┌─ MATERIAL

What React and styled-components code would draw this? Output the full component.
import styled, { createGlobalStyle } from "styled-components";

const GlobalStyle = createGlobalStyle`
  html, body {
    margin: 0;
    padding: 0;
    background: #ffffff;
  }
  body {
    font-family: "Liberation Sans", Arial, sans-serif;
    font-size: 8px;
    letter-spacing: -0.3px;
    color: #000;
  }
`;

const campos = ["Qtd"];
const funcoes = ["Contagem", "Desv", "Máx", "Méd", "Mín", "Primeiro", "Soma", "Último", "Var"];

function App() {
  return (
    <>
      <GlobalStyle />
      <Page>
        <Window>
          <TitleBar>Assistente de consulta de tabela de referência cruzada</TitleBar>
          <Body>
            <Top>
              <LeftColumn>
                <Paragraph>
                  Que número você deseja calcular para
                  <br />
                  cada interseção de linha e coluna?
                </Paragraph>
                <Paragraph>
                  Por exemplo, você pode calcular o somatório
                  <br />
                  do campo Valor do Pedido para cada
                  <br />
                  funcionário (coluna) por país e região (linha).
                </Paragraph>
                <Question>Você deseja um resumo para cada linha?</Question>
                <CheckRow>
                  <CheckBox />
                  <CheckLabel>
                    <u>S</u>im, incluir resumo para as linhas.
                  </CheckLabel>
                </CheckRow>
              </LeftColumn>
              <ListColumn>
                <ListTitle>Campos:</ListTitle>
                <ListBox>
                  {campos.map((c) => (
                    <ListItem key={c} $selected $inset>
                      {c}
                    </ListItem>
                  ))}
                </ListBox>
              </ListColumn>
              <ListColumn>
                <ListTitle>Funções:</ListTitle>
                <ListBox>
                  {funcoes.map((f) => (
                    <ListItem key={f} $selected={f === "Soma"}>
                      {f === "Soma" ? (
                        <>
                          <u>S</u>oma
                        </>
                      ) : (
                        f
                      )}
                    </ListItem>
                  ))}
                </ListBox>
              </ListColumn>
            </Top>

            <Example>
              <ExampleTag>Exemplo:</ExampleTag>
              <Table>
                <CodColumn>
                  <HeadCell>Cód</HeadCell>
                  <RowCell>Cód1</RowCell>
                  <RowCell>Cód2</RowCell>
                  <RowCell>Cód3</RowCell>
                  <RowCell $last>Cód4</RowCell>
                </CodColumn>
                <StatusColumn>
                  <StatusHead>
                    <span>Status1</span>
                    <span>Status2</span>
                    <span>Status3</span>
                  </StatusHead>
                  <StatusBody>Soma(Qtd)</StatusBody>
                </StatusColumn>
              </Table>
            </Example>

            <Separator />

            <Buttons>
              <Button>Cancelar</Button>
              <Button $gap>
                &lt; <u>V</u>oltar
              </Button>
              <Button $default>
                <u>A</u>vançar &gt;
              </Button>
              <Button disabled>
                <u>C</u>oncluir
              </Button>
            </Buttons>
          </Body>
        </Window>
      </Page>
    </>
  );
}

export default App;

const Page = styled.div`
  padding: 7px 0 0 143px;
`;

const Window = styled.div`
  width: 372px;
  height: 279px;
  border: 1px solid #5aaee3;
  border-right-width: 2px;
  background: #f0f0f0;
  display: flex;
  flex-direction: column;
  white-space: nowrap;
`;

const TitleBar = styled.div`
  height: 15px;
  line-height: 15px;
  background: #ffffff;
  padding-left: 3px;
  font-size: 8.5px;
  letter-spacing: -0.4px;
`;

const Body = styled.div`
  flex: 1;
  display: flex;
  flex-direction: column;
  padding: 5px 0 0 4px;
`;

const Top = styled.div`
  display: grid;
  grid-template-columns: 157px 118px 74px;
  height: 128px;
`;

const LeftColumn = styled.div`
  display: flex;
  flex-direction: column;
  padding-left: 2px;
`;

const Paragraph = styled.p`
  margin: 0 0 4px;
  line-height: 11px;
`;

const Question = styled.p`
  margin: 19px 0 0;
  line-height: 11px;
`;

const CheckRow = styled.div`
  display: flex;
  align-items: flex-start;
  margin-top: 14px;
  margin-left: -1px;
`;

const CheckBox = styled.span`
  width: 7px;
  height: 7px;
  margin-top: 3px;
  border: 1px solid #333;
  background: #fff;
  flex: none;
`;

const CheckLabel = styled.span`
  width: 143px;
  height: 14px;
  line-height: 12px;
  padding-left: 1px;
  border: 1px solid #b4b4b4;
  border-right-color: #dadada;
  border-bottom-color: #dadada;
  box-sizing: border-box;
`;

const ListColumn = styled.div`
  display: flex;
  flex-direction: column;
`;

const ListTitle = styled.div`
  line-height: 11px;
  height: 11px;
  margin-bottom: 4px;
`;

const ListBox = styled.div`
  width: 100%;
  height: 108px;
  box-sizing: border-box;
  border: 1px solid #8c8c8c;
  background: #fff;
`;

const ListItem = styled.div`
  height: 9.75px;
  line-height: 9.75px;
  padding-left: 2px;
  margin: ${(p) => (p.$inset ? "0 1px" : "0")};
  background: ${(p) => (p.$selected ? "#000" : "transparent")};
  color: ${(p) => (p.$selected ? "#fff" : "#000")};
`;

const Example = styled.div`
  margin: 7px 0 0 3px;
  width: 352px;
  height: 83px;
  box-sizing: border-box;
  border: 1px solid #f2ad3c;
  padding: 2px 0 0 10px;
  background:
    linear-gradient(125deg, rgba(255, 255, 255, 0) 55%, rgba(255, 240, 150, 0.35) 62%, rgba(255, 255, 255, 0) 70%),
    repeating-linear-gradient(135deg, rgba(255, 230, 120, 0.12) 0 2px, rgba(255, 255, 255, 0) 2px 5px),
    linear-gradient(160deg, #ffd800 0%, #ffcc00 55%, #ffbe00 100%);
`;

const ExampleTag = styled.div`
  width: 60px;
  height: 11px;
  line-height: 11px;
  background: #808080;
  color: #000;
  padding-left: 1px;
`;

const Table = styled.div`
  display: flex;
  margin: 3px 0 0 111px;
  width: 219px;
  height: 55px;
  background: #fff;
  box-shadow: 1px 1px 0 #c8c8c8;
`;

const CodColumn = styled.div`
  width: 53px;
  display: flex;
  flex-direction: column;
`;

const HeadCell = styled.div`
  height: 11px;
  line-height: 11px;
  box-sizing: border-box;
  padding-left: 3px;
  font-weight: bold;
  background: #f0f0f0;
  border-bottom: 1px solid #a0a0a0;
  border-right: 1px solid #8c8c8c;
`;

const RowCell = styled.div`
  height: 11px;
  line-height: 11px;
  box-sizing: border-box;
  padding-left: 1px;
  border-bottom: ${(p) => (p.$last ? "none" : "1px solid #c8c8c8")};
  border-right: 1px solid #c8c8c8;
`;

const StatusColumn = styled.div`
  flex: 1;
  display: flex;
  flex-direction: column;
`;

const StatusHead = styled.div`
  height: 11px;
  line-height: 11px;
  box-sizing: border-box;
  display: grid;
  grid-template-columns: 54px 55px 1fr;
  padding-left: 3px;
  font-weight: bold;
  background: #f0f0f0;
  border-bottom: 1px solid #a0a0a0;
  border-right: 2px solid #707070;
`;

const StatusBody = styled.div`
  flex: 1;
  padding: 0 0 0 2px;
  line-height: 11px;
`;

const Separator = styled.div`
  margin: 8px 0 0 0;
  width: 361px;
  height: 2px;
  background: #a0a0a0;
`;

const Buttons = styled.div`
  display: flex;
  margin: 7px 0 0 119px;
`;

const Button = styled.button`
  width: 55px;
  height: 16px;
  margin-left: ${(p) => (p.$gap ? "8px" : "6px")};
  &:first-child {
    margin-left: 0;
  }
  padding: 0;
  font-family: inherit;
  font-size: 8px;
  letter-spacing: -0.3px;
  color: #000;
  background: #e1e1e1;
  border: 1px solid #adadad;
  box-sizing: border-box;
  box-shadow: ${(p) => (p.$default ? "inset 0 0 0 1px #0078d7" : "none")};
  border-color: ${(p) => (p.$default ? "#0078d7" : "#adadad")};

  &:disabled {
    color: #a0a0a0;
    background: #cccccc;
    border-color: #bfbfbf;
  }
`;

└─

▸ **TASK DETAILS**: Every line that holds the word "components" should be extracted.

▸ **RESULT FOR THIS TASK**:
What React and styled-components code would draw this? Output the full component.
import styled, { createGlobalStyle } from "styled-components";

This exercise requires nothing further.